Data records
○ ○ ○ ○

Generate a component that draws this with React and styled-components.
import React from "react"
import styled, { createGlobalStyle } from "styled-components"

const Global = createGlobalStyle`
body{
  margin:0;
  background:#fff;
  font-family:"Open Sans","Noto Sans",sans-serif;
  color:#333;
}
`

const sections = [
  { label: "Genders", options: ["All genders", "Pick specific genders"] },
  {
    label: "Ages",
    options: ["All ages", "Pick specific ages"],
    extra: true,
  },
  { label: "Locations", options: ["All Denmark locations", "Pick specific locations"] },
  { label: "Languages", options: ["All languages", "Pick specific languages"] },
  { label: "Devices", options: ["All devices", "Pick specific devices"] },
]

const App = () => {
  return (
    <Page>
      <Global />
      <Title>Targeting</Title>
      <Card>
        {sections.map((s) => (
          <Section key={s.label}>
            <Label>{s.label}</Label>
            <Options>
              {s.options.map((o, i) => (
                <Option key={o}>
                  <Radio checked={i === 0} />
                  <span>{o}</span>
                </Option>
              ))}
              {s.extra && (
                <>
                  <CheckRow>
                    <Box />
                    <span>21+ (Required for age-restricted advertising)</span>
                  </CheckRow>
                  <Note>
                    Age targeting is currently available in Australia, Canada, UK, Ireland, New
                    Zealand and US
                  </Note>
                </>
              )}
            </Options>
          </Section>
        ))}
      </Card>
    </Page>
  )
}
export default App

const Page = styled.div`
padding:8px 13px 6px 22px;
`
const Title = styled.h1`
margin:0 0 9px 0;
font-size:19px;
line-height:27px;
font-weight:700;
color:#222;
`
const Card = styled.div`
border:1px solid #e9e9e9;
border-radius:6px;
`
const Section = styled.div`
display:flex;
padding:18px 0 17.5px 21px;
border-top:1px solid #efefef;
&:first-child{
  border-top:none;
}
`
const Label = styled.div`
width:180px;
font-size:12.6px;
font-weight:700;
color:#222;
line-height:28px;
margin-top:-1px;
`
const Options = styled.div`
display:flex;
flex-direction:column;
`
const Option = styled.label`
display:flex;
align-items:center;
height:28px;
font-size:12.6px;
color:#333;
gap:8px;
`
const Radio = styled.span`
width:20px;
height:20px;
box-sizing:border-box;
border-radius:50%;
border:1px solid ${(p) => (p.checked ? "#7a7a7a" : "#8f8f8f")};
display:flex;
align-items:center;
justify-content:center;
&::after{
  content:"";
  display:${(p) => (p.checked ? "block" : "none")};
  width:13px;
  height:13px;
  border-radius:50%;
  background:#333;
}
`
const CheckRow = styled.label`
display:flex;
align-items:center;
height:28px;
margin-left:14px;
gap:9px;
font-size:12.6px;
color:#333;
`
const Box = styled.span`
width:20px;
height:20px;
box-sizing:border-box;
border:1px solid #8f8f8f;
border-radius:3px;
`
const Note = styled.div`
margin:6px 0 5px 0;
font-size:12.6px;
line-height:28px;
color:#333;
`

○ ○ ○ ○

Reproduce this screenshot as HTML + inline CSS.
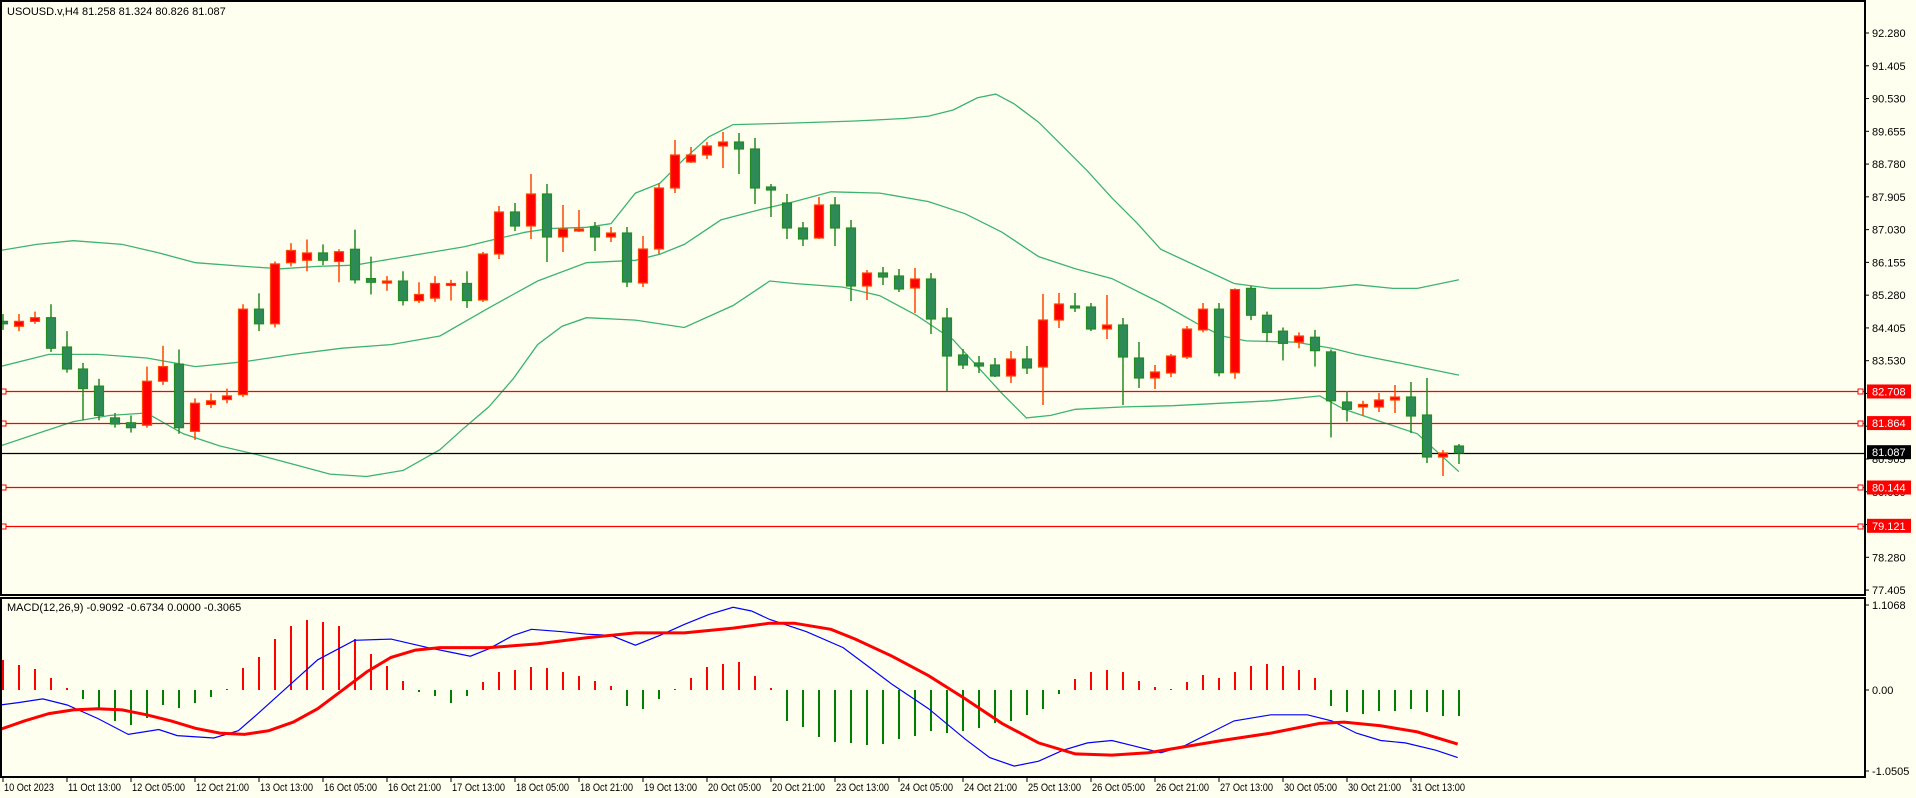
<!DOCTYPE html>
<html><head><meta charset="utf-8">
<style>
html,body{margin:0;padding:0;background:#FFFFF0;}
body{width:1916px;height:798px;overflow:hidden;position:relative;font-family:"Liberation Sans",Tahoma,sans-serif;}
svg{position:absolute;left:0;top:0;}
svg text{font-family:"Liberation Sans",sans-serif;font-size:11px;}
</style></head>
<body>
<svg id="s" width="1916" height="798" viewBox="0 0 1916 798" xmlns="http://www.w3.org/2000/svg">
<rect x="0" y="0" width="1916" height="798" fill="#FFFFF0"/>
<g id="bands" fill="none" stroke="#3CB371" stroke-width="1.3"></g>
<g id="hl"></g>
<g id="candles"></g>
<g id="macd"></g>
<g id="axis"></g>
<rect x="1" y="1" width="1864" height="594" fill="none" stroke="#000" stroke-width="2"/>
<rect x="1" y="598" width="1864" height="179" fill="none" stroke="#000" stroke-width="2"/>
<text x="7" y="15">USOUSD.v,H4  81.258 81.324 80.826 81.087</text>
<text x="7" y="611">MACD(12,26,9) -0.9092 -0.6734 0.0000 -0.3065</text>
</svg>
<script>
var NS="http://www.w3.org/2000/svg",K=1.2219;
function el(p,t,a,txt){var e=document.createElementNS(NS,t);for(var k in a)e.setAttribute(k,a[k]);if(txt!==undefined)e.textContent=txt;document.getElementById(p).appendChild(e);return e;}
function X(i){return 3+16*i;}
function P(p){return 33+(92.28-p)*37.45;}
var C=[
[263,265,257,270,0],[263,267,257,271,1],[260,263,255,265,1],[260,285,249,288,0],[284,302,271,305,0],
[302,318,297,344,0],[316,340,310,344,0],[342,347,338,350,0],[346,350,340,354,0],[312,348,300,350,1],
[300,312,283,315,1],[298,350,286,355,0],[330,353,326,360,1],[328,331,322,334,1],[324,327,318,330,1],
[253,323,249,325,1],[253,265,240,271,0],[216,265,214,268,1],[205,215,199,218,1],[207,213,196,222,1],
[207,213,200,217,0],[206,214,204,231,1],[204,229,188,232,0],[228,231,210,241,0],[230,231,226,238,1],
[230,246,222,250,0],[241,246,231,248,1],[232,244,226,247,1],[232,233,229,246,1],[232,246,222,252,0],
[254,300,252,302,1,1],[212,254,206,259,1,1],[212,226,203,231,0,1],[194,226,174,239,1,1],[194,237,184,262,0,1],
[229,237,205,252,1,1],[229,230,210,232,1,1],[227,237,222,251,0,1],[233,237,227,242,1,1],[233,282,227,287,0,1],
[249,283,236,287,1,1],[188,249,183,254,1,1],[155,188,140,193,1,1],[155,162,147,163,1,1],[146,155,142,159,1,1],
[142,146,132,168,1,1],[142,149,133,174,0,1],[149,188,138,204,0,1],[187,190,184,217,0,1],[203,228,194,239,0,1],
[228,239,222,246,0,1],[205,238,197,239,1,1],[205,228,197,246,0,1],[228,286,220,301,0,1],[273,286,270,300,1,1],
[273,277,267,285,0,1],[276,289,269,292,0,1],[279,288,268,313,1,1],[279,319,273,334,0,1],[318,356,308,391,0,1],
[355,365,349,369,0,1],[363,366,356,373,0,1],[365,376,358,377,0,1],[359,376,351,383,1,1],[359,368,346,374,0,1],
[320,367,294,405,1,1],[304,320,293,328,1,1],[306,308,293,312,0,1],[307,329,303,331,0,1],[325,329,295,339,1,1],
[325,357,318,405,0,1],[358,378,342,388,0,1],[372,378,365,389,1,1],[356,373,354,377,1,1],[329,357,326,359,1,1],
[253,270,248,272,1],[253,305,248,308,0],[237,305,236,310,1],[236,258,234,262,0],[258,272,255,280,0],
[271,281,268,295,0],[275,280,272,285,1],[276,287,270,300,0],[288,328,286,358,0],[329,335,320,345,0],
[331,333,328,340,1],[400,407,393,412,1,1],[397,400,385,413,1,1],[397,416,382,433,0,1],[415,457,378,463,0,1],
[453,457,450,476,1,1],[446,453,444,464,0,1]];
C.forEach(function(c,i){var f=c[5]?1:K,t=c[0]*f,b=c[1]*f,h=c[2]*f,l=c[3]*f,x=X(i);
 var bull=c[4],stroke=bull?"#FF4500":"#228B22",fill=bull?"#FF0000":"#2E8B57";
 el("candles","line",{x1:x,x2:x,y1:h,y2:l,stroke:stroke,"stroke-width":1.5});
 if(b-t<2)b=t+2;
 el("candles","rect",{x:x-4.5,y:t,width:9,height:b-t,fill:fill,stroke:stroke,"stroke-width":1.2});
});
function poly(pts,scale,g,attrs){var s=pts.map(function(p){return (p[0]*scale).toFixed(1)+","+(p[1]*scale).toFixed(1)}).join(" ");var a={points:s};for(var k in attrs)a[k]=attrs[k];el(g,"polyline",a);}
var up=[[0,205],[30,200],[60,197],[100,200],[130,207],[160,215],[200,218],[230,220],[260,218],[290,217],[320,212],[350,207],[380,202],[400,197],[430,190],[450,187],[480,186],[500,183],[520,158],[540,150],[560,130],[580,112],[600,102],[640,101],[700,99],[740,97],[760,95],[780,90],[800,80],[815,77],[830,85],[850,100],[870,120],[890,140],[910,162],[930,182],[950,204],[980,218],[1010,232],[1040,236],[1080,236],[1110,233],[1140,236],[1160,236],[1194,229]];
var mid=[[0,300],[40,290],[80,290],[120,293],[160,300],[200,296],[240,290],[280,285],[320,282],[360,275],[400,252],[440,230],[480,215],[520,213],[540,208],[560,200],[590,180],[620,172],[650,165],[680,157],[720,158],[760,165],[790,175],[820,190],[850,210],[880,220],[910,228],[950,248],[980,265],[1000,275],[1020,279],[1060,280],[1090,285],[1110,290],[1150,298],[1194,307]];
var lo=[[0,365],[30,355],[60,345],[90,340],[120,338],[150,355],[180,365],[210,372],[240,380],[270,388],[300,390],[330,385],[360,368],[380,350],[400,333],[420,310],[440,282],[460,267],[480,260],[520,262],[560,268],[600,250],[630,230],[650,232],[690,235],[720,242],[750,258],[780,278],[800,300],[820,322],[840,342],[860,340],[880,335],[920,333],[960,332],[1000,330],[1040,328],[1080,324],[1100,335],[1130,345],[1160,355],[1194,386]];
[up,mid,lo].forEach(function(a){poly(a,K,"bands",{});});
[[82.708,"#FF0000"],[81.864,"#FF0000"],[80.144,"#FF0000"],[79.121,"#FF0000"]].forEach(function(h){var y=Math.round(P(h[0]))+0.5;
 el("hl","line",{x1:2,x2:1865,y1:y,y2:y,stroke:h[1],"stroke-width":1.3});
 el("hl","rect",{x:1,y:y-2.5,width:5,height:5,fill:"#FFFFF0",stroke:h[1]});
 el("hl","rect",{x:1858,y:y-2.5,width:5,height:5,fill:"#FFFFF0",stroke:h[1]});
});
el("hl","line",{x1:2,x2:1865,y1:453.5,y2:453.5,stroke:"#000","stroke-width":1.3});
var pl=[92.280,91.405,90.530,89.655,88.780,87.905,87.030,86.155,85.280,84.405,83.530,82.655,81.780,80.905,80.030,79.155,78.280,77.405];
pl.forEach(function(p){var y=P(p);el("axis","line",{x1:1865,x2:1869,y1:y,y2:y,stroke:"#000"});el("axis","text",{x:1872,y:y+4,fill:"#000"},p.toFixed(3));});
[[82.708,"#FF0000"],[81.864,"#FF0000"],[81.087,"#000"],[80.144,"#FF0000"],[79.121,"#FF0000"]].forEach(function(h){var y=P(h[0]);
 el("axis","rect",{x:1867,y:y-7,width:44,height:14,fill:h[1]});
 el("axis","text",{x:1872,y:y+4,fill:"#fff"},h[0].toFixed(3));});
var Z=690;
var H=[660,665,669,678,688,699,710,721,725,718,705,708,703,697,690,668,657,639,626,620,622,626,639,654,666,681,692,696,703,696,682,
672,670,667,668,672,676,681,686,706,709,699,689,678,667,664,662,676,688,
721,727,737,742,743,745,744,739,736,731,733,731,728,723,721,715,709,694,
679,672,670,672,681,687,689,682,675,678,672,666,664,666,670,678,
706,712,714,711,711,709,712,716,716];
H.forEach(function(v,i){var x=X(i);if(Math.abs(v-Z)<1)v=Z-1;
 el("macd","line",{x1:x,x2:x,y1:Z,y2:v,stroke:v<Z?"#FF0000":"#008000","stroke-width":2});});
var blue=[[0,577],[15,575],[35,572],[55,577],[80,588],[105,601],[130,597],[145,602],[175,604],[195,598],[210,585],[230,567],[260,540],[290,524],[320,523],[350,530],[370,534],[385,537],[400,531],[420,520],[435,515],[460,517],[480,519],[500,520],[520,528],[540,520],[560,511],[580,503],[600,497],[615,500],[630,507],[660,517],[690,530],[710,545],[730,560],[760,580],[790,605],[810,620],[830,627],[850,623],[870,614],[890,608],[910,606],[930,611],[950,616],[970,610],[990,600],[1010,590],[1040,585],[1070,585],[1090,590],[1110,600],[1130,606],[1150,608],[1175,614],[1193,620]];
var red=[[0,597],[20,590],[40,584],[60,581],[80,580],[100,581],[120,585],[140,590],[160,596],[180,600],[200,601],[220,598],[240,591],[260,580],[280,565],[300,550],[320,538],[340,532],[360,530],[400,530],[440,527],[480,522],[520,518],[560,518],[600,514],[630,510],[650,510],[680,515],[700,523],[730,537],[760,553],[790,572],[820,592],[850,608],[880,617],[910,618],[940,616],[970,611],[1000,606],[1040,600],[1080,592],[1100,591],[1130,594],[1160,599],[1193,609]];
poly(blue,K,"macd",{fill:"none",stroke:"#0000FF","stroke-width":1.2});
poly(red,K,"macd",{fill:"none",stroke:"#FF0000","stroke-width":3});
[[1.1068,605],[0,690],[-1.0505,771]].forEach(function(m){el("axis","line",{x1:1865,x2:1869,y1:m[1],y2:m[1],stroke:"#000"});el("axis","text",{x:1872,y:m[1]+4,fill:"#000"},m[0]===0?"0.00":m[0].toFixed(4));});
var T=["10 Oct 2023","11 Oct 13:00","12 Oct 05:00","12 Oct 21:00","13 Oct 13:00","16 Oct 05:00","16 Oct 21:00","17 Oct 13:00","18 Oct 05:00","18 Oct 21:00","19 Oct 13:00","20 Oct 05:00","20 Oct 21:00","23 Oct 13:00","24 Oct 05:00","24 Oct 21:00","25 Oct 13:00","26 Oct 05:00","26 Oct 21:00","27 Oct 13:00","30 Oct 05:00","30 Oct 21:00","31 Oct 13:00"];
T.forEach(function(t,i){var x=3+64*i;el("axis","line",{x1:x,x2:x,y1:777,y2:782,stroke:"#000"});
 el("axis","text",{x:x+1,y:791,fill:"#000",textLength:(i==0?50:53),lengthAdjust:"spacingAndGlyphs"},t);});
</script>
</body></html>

○ ○ ○ ○

Write out every line of the data that holds the word "React".

§ **Output of the exercise**
Generate a component that draws this with React and styled-components.
import React from "react"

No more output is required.